St. Peter, in the second reading: connects the water of the flood, the water of baptism, the covenant rainbow in the sky with the resurrection of Jesus. In that sign of the New Covenant, all the evil forces that have enslaved, subtly influenced all humanity, are simply broken and subject now to the Messiah of God who has won us salvation. The task is completed; living it out has begun.
In the Gospel, we see a very direct and simplified experience of the Temptation of Jesus in the desert. St. Mark simply states: Jesus was driven into the desert by the Holy Spirit and was tested by Satan and then Angels ministered to him. We know that following his desert experience Jesus announces that the Kingdom of God is at hand and repentance is needed to be a part of this Kingdom of his Father.
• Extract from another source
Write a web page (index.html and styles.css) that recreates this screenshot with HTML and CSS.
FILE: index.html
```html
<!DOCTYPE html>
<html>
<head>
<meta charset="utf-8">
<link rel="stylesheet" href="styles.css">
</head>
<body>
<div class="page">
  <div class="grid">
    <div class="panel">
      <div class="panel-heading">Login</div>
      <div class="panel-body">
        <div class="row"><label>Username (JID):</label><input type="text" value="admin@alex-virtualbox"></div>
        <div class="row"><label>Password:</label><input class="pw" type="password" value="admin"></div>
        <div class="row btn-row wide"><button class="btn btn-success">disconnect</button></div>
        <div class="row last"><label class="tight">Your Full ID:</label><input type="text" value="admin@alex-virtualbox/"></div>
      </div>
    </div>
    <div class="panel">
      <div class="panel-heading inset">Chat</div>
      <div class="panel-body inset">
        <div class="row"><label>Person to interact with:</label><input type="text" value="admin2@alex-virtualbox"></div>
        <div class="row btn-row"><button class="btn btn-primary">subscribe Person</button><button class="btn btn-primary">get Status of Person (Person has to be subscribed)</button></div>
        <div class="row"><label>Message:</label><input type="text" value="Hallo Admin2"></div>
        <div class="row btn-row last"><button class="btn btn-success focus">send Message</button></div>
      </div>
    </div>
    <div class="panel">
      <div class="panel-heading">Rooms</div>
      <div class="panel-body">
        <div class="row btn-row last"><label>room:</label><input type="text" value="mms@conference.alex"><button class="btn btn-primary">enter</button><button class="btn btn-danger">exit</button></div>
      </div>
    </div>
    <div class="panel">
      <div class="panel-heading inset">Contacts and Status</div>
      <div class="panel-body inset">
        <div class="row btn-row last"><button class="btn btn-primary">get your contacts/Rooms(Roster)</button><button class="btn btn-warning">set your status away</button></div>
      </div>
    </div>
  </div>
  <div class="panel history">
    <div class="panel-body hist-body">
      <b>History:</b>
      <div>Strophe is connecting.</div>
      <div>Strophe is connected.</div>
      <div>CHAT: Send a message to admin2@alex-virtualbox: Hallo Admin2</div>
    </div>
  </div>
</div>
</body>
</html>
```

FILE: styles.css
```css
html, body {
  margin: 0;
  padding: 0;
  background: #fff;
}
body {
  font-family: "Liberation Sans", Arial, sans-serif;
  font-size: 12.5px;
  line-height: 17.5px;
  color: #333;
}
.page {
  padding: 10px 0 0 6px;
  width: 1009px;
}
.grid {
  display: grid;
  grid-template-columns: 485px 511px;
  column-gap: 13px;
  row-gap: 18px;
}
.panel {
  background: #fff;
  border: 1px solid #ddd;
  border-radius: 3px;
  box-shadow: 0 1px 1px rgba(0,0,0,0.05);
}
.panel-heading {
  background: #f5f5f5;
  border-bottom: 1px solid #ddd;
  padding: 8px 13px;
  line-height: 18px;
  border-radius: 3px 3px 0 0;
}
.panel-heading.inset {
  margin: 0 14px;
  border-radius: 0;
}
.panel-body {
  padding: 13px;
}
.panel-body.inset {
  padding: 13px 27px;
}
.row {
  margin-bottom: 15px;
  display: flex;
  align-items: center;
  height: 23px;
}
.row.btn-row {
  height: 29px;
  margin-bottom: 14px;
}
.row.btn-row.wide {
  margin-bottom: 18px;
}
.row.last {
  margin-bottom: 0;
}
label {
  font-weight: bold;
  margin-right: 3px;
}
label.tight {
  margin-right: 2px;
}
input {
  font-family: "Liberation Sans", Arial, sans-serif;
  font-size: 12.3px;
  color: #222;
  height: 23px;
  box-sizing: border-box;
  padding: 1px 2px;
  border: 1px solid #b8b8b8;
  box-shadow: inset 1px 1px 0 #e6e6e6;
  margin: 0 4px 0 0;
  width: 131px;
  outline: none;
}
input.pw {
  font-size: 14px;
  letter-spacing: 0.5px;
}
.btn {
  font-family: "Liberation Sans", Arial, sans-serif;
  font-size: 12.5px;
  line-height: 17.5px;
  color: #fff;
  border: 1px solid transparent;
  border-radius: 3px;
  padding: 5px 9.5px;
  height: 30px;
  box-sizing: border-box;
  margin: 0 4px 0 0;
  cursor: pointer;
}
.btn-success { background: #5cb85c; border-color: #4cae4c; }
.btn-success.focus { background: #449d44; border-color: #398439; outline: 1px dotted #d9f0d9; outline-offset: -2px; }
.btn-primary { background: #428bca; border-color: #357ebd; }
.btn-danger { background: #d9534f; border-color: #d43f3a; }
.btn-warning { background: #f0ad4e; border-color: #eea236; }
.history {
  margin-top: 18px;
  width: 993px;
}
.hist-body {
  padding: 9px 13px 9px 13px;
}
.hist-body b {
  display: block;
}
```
God intends his son to be tested: it is the Holy Spirit that DRIVES Jesus into the desert. In this experience, the Messiah-to-be is empowered to be faithful, to be Savior, to be the One who is victorious over sin and death.
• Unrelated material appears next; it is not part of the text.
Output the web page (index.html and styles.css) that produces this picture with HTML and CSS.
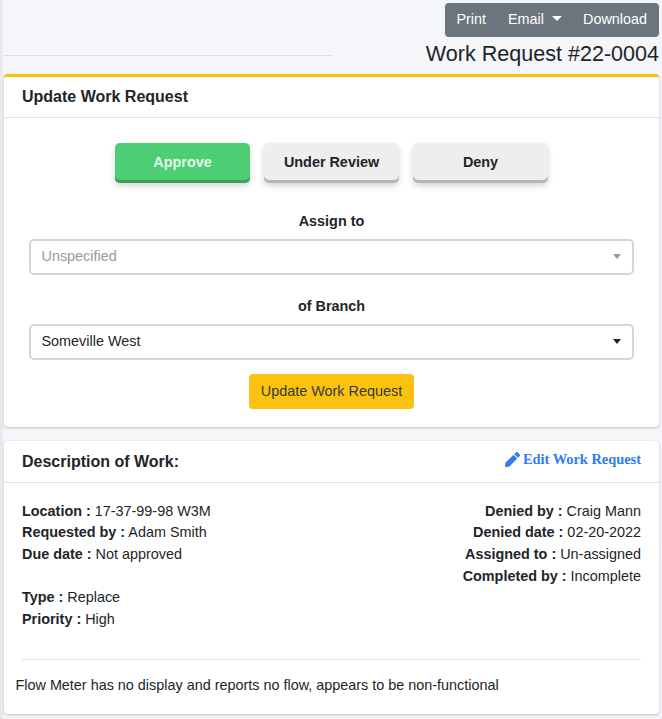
FILE: index.html
```html
<!DOCTYPE html>
<html lang="en">
<head>
<meta charset="utf-8">
<title>Work Request</title>
<link rel="stylesheet" href="styles.css">
</head>
<body>
<div class="page">
  <header class="top">
    <div class="top-left"><hr class="rule"></div>
    <div class="top-right">
      <div class="toolbar">
        <span class="tool">Print</span>
        <span class="tool">Email<i class="caret"></i></span>
        <span class="tool">Download</span>
      </div>
      <h1 class="title">Work Request #22-0004</h1>
    </div>
  </header>

  <section class="card card-warning">
    <div class="card-head"><h2 class="card-title">Update Work Request</h2></div>
    <div class="card-body update-body">
      <div class="status-row">
        <button class="status status-on">Approve</button>
        <button class="status">Under Review</button>
        <button class="status">Deny</button>
      </div>
      <label class="field-label">Assign to</label>
      <div class="select placeholder"><span>Unspecified</span><i class="arrow"></i></div>
      <label class="field-label second">of Branch</label>
      <div class="select"><span>Someville West</span><i class="arrow"></i></div>
      <button class="submit">Update Work Request</button>
    </div>
  </section>

  <section class="card">
    <div class="card-head head-split">
      <h2 class="card-title">Description of Work:</h2>
      <a class="edit-link">
        <svg class="pencil" viewBox="0 0 512 512" aria-hidden="true"><path d="M290.7 93.2l128 128-278 278-114.1 12.6C11.4 513.500-1.600 500.600.1 485.300l12.700-114.200 277.900-277.900zm207.200-19.100l-60.100-60.100c-18.700-18.700-49.100-18.700-67.900 0l-56.600 56.600 128 128 56.600-56.600c18.800-18.800 18.800-49.200 0-67.900z"/></svg>Edit Work Request
      </a>
    </div>
    <div class="card-body detail-body">
      <div class="detail-cols">
        <div class="col-left">
          <p class="line"><b>Location :</b> 17-37-99-98 W3M</p>
          <p class="line"><b>Requested by :</b> Adam Smith</p>
          <p class="line"><b>Due date :</b> Not approved</p>
          <p class="line gap"><b>Type :</b> Replace</p>
          <p class="line"><b>Priority :</b> High</p>
        </div>
        <div class="col-right">
          <p class="line"><b>Denied by :</b> Craig Mann</p>
          <p class="line"><b>Denied date :</b> 02-20-2022</p>
          <p class="line"><b>Assigned to :</b> Un-assigned</p>
          <p class="line"><b>Completed by :</b> Incomplete</p>
        </div>
      </div>
      <hr class="divider">
      <p class="desc">Flow Meter has no display and reports no flow, appears to be non-functional</p>
    </div>
  </section>
</div>
</body>
</html>
```
FILE: styles.css
```css
* { box-sizing: border-box; }
html, body { margin: 0; padding: 0; }
body {
  background: #f4f6f9;
  color: #212529;
  font-family: "Liberation Sans", Arial, sans-serif;
  font-size: 14.4px;
  line-height: 1.5;
  height: 719px;
  overflow: hidden;
}
.page {
  padding: 3px 3px 0 4px;
  height: 719px;
  box-shadow: inset 3px 0 3px -1px rgba(0,0,0,.07);
}
.top { display: flex; height: 71px; }
.top-left { flex: 0 0 328px; padding-top: 52px; }
.rule { margin: 0; border: 0; border-top: 1px solid #dee0e4; }
.top-right { flex: 1; display: flex; flex-direction: column; align-items: flex-end; }
.toolbar {
  display: flex;
  background: #6c757d;
  border-radius: 4px;
  height: 34px;
  padding: 0 1px 0 .6px;
  color: #fff;
}
.tool { padding: 5px 11px; font-size: 14.4px; line-height: 22px; }
.caret {
  display: inline-block;
  margin: 0 -1px 0 8px;
  vertical-align: 3px;
  border-top: 5px solid #fff;
  border-left: 5px solid transparent;
  border-right: 5px solid transparent;
}
.title { margin: 2px 0 0; font-size: 21.55px; font-weight: 400; line-height: 30px; white-space: nowrap; }
.card {
  background: #fff;
  border-radius: 4px;
  box-shadow: 0 0 1px rgba(0,0,0,.125), 0 1px 3px rgba(0,0,0,.2);
  margin-bottom: 14px;
}
.card-warning { border-top: 3px solid #fbc20f; }
.card-head { padding: 12px 18px; border-bottom: 1px solid #dfe1e4; height: 42px; }
.card-warning .card-head { height: 41px; padding-top: 8px; }
.head-split { display: flex; justify-content: space-between; align-items: center; padding: 0 18px; }
.card-title { margin: 0; font-size: 16px; font-weight: 700; line-height: 24px; }
.update-body { padding: 25px 25px 18px; display: flex; flex-direction: column; align-items: center; }
.status-row { display: flex; gap: 14px; margin-bottom: 27px; }
.status {
  width: 135px;
  height: 40px;
  padding: 0 0 2px;
  border: 0;
  border-radius: 5px;
  background: #eeeeee;
  color: #212529;
  font: 700 14.4px "Liberation Sans", Arial, sans-serif;
  box-shadow: inset 0 -3px 0 #b5b5b5, 0 3px 6px rgba(0,0,0,.16);
}
.status-on { background: #4dce74; color: #e4f8ea; box-shadow: inset 0 -3px 0 #3d9f5a, 0 3px 6px rgba(0,0,0,.16); }
.field-label { font-weight: 700; line-height: 22px; margin-bottom: 7px; }
.field-label.second { margin-top: 20px; }
.select {
  width: 100%;
  height: 36px;
  border: 2px solid #d3d7dc;
  border-radius: 5px;
  padding: 0 10px 1px 10.5px;
  display: flex;
  align-items: center;
  justify-content: space-between;
}
.placeholder { color: #999; }
.arrow { border-top: 5px solid #212529; border-left: 4px solid transparent; border-right: 4px solid transparent; margin-right: 1px; }
.placeholder .arrow { border-top-color: #999; }
.submit {
  margin-top: 14px;
  height: 35px;
  padding: 0 12px 1px;
  border: 0;
  border-radius: 4px;
  background: #fbc20f;
  color: #343a40;
  font: 400 14.4px "Liberation Sans", Arial, sans-serif;
}
.edit-link {
  color: #2f7bf6;
  font: 700 14.4px "Liberation Serif", "Times New Roman", serif;
  display: flex;
  align-items: center;
  padding-bottom: 4px;
}
.pencil { width: 15px; height: 15px; fill: currentColor; margin-right: 3px; }
.detail-body { padding: 17.85px 18px 0 18px; }
.detail-cols { display: flex; justify-content: space-between; }
.col-right { text-align: right; }
.line { margin: 0; line-height: 21.6px; }
.line.gap { margin-top: 21.4px; }
.divider { margin: 29px 0 14px; border: 0; border-top: 1px solid #dfe1e4; }
.desc { margin: 0 0 0 -6.5px; line-height: 22px; padding-bottom: 18px; }
```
In the baptismal anointing, we are empowered in Jesus to the same realities. We are freed from the powers that would enslave = how do we celebrate that freedom that is already ours? What we do in our families, our community, the world where we have influence, to announce the freedom of the children of God from what enslaves?
We experience through local news the level of violence that exists in our society from elementary school on up; we see adults developing new, exotic, drugs that return our brothers and sisters, our children to slavery; we see cruel abuse and neglect of children and spouses; we see the teachings of the Church on the life issues divided and prioritized where some are presented as more about life than others: death by injection somehow different than death by abortion; we see almost a sense of glee among some commentators around the terribly serious decision to wage war against a person by waging war against a people. We constantly see forces that seek to return us to the slavery and blindness from which the Messiah delivered us. How do we announce our freedom to those in our midst who, having died in those Baptismal waters and Risen with the Lord, have chosen to be enslaved once again to these powers? How do we heal them; deliver them?
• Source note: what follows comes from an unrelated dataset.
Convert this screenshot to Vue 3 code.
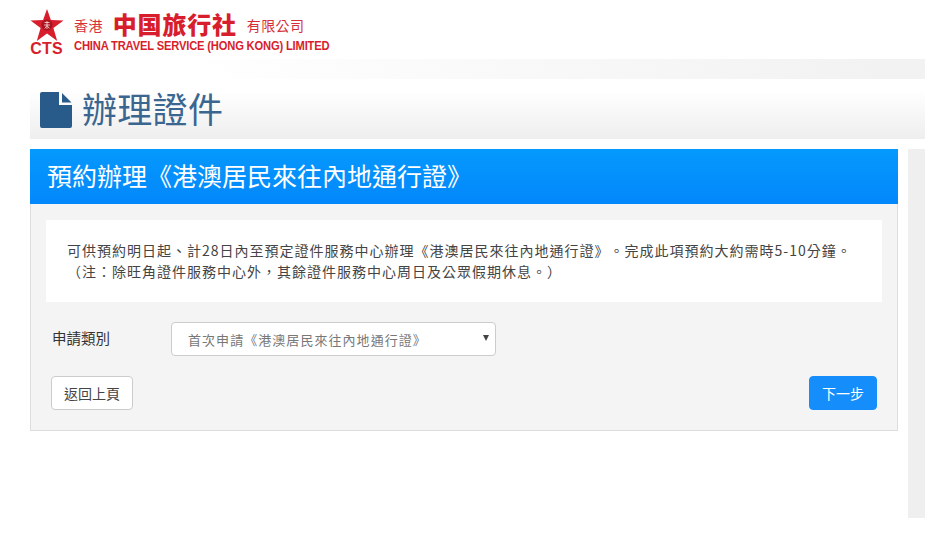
<script setup>
const notice = [
  '可供預約明日起、計28日內至預定證件服務中心辦理《港澳居民來往內地通行證》。完成此項預約大約需時5-10分鐘。',
  '（注：除旺角證件服務中心外，其餘證件服務中心周日及公眾假期休息。）'
]
</script>

<template>
  <div class="page">
    <header class="brand">
      <div class="mark">
        <svg class="star" viewBox="0 0 34 32" width="34" height="32" aria-hidden="true">
          <polygon points="17,0 20.9,11 33.5,11.5 23.4,19 27.2,32 17,24.4 6.8,32 10.6,19 0.5,11.5 13.1,11" fill="#d81e2c" />
          <circle cx="17" cy="16" r="5.6" fill="#a8141f" />
          <path d="M14.5 13.5h5M14 16h6M17 12v8M14.8 19.5l2.2-3 2.4 3" fill="none" stroke="#f6c9cb" stroke-width="0.9" />
        </svg>
        <span class="cts">CTS</span>
      </div>
      <div class="names">
        <div class="zh">
          <span class="zh-small">香港</span>
          <span class="zh-big">中国旅行社</span>
          <span class="zh-small">有限公司</span>
        </div>
        <div class="en">CHINA TRAVEL SERVICE (HONG KONG) LIMITED</div>
      </div>
    </header>

    <div class="band"></div>

    <div class="titlebar">
      <svg class="file" viewBox="0 0 32 36" width="32" height="36" aria-hidden="true">
        <path d="M2 0H19V13H32V34a2 2 0 0 1-2 2H2a2 2 0 0 1-2-2V2a2 2 0 0 1 2-2Z" fill="#285a8a" />
        <path d="M22 1 31.5 10.5H22Z" fill="#285a8a" />
      </svg>
      <h1>辦理證件</h1>
    </div>

    <div class="content">
      <main class="panel">
        <div class="panel-head">預約辦理《港澳居民來往內地通行證》</div>
        <div class="panel-body">
          <div class="notice">
            <p v-for="line in notice" :key="line">{{ line }}</p>
          </div>
          <div class="field">
            <label class="field-label" for="kind">申請類別</label>
            <div class="select" id="kind">
              <span>首次申請《港澳居民來往內地通行證》</span>
              <i class="caret"></i>
            </div>
          </div>
          <div class="actions">
            <button class="btn btn-back" type="button">返回上頁</button>
            <button class="btn btn-next" type="button">下一步</button>
          </div>
        </div>
      </main>
      <aside class="rail"></aside>
    </div>
  </div>
</template>

<style>
html, body { margin: 0; background: #fff; overflow: hidden; }
</style>

<style scoped>
.page {
  width: 925px;
  height: 533px;
  overflow: hidden;
  background: #fff;
  font-family: "Liberation Sans", "Noto Sans CJK TC", sans-serif;
  text-spacing-trim: space-all;
}
.brand {
  height: 59px;
  box-sizing: border-box;
  padding: 9px 0 0 30px;
  display: flex;
  gap: 11px;
  color: #d81e2c;
}
.mark {
  width: 33px;
  display: flex;
  flex-direction: column;
  align-items: center;
}
.star { display: block; flex: none; }
.cts {
  font-size: 16px;
  line-height: 14px;
  margin-top: 1px;
  font-weight: 700;
  letter-spacing: 0.2px;
}
.names { padding-top: 3px; }
.zh {
  display: flex;
  align-items: center;
  height: 26px;
  gap: 10px;
}
.zh-small {
  font-size: 14px;
  letter-spacing: 0.4px;
  color: #d5303a;
}
.zh-big {
  font-family: "Noto Sans CJK TC", sans-serif;
  font-weight: 900;
  font-size: 24px;
  line-height: 25px;
  letter-spacing: 0.8px;
  margin-top: -4px;
}
.en {
  font-size: 13px;
  line-height: 14px;
  font-weight: 700;
  letter-spacing: -0.2px;
  margin-top: 1px;
  white-space: nowrap;
  transform: scaleX(0.86);
  transform-origin: left center;
  width: 257px;
}
.band {
  height: 20px;
  background: linear-gradient(to right, #fff 20%, #f2f2f2 95%);
}
.titlebar {
  margin-left: 30px;
  height: 60px;
  box-sizing: border-box;
  padding: 13px 0 0 10px;
  display: flex;
  gap: 10px;
  background: linear-gradient(to bottom, #fff 20%, #eee 100%);
}
.file { flex: none; }
h1 {
  margin: 0;
  font-family: "Noto Sans CJK TC", sans-serif;
  font-weight: 400;
  font-size: 35px;
  letter-spacing: 0.3px;
  line-height: 32px;
  color: #3a6690;
}
.content {
  margin: 10px 0 0 30px;
  display: flex;
  gap: 10px;
  align-items: flex-start;
}
.panel {
  width: 868px;
  flex: none;
}
.panel-head {
  height: 55px;
  box-sizing: border-box;
  padding-left: 17px;
  line-height: 53px;
  font-family: "Noto Sans CJK TC", sans-serif;
  font-size: 25px;
  color: #fff;
  background: linear-gradient(to bottom, #0599fd, #0387fb);
}
.panel-body {
  height: 227px;
  box-sizing: border-box;
  padding: 16px 15px 0 15px;
  background: #f4f4f4;
  border: 1px solid #ddd;
  border-top: 0;
}
.notice {
  height: 82px;
  box-sizing: border-box;
  padding: 20px 21px 0;
  background: #fff;
  font-size: 14px;
  line-height: 21px;
  letter-spacing: 1px;
  color: #444;
  font-family: "Noto Sans CJK TC", sans-serif;
}
.notice p { margin: 0; white-space: nowrap; }
.field {
  display: flex;
  align-items: center;
  margin: 20px 0 0 6px;
}
.field-label {
  width: 119px;
  font-size: 14.5px;
  color: #333;
  font-family: "Noto Sans CJK TC", sans-serif;
  margin-top: -4px;
}
.select {
  width: 325px;
  height: 34px;
  box-sizing: border-box;
  padding-left: 16px;
  display: flex;
  align-items: center;
  justify-content: space-between;
  background: #fff;
  border: 1px solid #ccc;
  border-radius: 4px;
  font-size: 13px;
  color: #777;
  font-family: "Noto Sans CJK TC", sans-serif;
  letter-spacing: 1.05px;
}
.caret {
  margin-right: 6px;
  margin-top: -2px;
  width: 0;
  height: 0;
  border-left: 3px solid transparent;
  border-right: 3px solid transparent;
  border-top: 6px solid #444;
}
.actions {
  display: flex;
  justify-content: space-between;
  margin: 20px 5px 0 5px;
}
.btn {
  height: 34px;
  padding: 0;
  border-radius: 4px;
  font-size: 14px;
  font-family: "Noto Sans CJK TC", sans-serif;
  box-sizing: border-box;
}
.btn-back {
  width: 82px;
  background: #fff;
  border: 1px solid #ccc;
  color: #444;
}
.btn-next {
  width: 68px;
  background: #158efc;
  border: 1px solid #158efc;
  color: #fff;
}
.rail {
  width: 17px;
  height: 369px;
  background: #efefef;
}
</style>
Lent is the season of these hard questions and even harder answers that call us to live them out. It is the time of conversion, change, of beginning to look and act differently for the rest of our lives and for the rest of eternity. It is the season of the rediscovery of Christian behavior. What do Christians look like and act like apart from other people faithful to other faiths? What should we look like as we grow and are led in this season by the Spirit of God?
The Mystery we prepare to celebrate is founded on principles of liberation and eternal life for all who enter the Waters of the Jordan; having died in that baptism, rise to the new life that proclaims that we are the people born anew who are the first to step from the flood to dry land and become the leaders of the New Creation of Grace.
As we spend our Lent in prayer, fasting, and works of charity well; we inherit what Bill Wegner talked about in his first presentation: deliverance from our mess – our sin; deliverance from the death that is in our future; deliverance into the Kingdom where the feast had been prepared.